Repeat, exactly and only, the lines from the beginning of the data through the line with "const RED = '#e30000';". Pictures are left out.

═══ Data section ═══

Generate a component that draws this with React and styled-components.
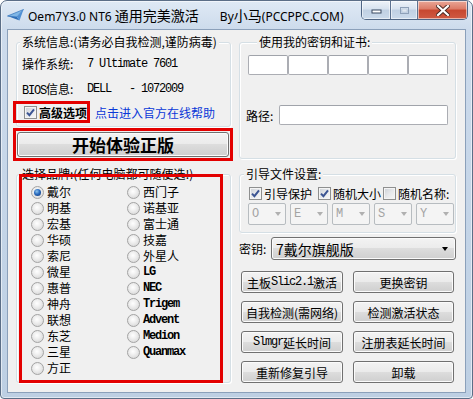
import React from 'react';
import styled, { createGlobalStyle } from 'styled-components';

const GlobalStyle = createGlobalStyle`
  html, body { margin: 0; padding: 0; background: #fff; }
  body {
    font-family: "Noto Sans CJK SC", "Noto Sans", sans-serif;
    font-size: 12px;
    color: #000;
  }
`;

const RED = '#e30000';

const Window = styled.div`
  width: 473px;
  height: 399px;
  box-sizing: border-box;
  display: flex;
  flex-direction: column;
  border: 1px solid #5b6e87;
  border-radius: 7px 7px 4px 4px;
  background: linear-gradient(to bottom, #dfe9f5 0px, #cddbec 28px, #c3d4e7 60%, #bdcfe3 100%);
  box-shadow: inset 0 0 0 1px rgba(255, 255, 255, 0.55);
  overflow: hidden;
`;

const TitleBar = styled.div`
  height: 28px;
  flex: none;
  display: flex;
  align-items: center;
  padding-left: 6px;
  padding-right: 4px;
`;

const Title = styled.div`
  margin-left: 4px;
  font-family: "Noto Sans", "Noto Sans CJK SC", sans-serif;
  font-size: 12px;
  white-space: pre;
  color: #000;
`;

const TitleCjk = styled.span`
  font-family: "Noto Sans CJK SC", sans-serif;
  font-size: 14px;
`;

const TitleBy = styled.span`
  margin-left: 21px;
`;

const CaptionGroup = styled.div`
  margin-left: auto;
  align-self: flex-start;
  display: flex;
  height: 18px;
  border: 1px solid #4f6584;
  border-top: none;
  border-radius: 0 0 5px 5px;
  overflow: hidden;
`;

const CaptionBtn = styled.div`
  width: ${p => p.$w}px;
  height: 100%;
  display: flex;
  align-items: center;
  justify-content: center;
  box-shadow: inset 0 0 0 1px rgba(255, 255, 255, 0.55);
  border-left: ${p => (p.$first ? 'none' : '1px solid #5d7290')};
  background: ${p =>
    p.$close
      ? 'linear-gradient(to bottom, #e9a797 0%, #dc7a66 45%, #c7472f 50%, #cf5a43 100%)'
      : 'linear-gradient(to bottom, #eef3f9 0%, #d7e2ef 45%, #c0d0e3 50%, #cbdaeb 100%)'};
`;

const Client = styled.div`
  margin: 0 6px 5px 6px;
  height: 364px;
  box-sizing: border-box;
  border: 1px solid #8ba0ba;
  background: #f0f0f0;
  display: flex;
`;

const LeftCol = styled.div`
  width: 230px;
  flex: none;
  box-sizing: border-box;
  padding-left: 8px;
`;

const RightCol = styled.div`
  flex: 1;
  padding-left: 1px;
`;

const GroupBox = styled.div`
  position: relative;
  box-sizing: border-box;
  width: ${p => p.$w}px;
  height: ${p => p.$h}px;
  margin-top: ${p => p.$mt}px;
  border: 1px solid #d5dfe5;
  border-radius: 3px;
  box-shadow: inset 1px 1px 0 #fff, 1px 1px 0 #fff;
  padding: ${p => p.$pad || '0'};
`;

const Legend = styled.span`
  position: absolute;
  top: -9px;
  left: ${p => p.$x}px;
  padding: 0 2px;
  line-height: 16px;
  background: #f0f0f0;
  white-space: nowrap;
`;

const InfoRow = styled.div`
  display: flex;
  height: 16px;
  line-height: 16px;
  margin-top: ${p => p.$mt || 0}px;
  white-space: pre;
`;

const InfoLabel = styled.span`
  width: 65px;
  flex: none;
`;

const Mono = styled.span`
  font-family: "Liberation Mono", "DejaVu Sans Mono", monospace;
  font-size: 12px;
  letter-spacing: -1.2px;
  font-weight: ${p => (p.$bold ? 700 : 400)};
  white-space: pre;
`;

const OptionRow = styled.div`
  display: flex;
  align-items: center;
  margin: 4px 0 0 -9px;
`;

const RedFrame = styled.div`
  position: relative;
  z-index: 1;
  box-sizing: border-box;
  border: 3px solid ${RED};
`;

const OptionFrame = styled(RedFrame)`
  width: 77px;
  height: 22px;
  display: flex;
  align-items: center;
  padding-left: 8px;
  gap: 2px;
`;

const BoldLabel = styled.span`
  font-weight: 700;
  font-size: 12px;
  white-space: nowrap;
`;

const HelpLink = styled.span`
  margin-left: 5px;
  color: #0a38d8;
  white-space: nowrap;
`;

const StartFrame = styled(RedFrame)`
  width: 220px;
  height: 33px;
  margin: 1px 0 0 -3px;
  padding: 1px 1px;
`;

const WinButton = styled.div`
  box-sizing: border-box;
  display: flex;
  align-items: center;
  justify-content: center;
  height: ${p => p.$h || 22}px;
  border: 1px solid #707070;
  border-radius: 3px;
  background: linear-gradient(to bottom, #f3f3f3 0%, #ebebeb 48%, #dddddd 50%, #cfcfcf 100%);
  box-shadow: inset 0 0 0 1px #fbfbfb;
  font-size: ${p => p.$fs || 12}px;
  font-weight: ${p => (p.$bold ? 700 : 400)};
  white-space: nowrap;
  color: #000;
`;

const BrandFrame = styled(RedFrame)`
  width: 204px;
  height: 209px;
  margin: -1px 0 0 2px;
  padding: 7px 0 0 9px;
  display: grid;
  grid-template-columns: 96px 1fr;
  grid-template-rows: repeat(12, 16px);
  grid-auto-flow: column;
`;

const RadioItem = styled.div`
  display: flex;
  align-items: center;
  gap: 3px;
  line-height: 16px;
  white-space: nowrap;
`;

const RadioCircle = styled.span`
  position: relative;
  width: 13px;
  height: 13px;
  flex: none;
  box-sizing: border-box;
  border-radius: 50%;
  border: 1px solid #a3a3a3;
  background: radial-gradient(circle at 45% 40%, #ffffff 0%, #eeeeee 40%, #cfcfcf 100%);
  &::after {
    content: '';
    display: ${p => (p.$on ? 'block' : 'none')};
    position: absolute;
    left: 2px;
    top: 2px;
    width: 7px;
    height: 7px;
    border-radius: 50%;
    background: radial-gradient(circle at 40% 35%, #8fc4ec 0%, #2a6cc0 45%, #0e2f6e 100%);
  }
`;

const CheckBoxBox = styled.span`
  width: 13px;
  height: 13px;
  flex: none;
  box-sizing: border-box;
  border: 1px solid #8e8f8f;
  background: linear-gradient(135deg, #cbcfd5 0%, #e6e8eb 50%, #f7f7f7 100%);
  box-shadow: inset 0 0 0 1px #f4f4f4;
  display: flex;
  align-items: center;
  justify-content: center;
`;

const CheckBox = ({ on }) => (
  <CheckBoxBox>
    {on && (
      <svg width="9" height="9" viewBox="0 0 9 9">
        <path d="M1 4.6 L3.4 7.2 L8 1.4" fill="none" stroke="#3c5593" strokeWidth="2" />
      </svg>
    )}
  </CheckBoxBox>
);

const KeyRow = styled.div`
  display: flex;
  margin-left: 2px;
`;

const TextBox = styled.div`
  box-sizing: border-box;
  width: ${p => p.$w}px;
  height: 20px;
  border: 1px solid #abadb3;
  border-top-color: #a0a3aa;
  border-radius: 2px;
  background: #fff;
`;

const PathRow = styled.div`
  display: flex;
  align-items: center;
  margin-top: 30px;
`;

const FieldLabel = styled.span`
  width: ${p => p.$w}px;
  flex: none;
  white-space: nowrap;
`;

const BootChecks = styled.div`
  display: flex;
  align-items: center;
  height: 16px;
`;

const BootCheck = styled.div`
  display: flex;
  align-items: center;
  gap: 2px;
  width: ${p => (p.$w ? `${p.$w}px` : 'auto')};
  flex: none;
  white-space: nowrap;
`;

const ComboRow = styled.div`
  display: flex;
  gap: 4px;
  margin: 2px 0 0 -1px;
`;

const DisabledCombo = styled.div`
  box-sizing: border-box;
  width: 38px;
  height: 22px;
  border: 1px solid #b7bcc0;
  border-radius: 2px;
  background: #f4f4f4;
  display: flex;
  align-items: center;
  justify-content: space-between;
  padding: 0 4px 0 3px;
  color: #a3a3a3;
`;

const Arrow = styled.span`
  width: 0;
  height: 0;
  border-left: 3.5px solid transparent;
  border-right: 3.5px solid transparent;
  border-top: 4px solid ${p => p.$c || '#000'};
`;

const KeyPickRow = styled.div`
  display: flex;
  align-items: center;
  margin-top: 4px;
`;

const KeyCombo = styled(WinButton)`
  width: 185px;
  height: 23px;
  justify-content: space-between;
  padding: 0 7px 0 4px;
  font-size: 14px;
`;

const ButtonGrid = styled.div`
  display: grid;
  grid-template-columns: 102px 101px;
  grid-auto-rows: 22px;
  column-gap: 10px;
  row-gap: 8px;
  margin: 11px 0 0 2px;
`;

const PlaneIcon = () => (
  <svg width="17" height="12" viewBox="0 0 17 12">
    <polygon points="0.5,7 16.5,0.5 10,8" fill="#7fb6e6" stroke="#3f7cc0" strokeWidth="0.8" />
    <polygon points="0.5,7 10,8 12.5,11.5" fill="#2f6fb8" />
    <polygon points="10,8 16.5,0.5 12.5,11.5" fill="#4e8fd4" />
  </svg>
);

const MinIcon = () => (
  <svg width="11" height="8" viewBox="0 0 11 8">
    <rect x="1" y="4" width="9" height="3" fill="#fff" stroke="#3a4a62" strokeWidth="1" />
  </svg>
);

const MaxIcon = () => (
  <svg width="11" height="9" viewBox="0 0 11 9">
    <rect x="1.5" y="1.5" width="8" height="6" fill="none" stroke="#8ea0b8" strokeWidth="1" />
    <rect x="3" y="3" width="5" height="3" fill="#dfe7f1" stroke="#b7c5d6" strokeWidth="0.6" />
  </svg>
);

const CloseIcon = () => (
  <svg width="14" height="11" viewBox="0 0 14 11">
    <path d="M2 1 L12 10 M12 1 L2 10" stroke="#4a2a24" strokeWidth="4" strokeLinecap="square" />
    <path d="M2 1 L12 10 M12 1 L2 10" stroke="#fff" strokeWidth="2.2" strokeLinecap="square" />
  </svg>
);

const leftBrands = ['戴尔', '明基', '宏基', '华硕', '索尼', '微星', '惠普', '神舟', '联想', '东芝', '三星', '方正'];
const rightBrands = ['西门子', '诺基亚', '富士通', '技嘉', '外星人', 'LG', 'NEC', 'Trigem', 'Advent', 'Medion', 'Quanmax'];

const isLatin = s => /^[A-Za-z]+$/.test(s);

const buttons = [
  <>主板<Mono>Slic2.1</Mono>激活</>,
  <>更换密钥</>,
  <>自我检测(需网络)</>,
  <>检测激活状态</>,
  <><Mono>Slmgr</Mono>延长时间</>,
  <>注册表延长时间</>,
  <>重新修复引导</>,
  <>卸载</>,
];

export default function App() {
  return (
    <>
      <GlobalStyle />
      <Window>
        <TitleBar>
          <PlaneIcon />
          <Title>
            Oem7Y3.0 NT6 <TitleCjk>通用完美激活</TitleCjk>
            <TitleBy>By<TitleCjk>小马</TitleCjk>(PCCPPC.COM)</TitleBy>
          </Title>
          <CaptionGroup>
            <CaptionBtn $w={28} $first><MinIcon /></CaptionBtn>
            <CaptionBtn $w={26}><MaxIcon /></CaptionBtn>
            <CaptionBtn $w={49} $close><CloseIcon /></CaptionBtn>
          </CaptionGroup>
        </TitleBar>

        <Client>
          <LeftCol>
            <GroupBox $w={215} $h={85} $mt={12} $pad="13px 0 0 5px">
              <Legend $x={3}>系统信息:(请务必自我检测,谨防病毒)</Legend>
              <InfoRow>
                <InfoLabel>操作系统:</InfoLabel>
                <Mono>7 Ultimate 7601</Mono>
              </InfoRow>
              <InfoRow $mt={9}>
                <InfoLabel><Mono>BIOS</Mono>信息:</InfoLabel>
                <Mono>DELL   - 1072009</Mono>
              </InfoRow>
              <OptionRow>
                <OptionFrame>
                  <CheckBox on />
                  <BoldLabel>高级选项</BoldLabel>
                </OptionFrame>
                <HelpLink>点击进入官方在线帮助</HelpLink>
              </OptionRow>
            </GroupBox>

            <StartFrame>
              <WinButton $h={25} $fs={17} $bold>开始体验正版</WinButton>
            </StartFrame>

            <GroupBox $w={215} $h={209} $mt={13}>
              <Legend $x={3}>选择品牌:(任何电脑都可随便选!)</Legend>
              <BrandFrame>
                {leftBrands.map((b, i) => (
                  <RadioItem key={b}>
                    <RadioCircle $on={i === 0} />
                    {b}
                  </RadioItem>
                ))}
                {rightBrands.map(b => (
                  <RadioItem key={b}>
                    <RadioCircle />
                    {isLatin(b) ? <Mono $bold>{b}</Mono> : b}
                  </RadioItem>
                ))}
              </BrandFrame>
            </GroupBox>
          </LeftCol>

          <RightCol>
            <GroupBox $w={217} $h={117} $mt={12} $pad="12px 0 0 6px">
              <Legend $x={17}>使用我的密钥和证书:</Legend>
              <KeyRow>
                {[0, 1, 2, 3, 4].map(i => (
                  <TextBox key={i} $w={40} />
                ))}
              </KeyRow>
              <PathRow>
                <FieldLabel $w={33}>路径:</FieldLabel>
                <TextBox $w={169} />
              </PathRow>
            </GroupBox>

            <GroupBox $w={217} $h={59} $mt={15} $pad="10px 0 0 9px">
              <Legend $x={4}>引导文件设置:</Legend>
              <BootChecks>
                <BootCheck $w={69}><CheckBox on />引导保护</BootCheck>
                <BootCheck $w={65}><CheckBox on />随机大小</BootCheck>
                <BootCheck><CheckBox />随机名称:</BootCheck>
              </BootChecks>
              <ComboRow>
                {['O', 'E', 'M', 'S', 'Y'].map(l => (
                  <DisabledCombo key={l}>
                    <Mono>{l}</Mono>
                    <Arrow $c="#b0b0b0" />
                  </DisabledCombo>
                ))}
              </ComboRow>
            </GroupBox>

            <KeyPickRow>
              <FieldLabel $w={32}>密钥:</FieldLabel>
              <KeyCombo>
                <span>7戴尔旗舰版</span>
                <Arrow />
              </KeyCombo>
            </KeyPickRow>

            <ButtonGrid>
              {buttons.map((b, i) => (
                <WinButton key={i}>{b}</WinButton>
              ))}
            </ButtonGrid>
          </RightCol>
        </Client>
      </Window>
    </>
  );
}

═══

* [Task result]:
Generate a component that draws this with React and styled-components.
import React from 'react';
import styled, { createGlobalStyle } from 'styled-components';

const GlobalStyle = createGlobalStyle`
  html, body { margin: 0; padding: 0; background: #fff; }
  body {
    font-family: "Noto Sans CJK SC", "Noto Sans", sans-serif;
    font-size: 12px;
    color: #000;
  }
`;

const RED = '#e30000';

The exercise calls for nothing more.